The cases also provide differing answers as to what reduction, in percentage terms, will be applied, alighting on deductions of 15% to 30%. However, in KS v ND (Schedule 1: Appeal: Costs), Mostyn J stated that ‘the usual rule of thumb is that about 70% of costs are allowed on a standard assessment’. This suggests that a 30% deduction may be the upper limit.49

c. What is the scope of the discount?

In BC v DE and JK v LM, Cobb J made a deduction ‘across the board’ from both outstanding and prospective costs. However, in the first Re Z judgment, such a deduction was limited to incurred costs, and in Re Z (No. 2), the deduction was only applied in relation to some of the costs claimed. In SM v BA, Mr Nicholas Allen KC observed that ‘such deductions are less common’ in respect of future costs.47

d. Additional justifications for a reduction?

It is important to note that additional justifications for a reduction have been applied.

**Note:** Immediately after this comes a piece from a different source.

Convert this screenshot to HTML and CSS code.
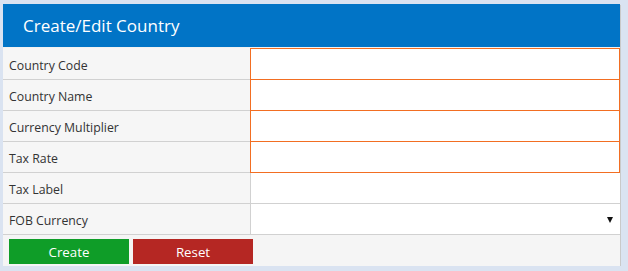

For example, in the first Re Z judgment, Cobb J used the opposing party’s costs as a benchmark.

4. Can the different approaches be reconciled?

It is not entirely clear whether applying a notional standard basis of assessment or deploying reasonableness as the key criterion will produce diverging outcomes. As a matter of principle, the approaches appear to be irreconcilable. Yet, in terms of the substantive outcome, Peel J appeared to suggest in Xanthopoulos v Rakshina that both approaches could lead to the same sum in that case. However, in JK v LM, despite considering that the mother’s claim was ‘broadly reasonable’, Cobb J made a deduction of 15%. Despite the growing trend towards reasonableness, it remains to be seen whether a reduction to reflect a notional standard basis of assessment or alighting on a reasonable figure will ultimately carry the day.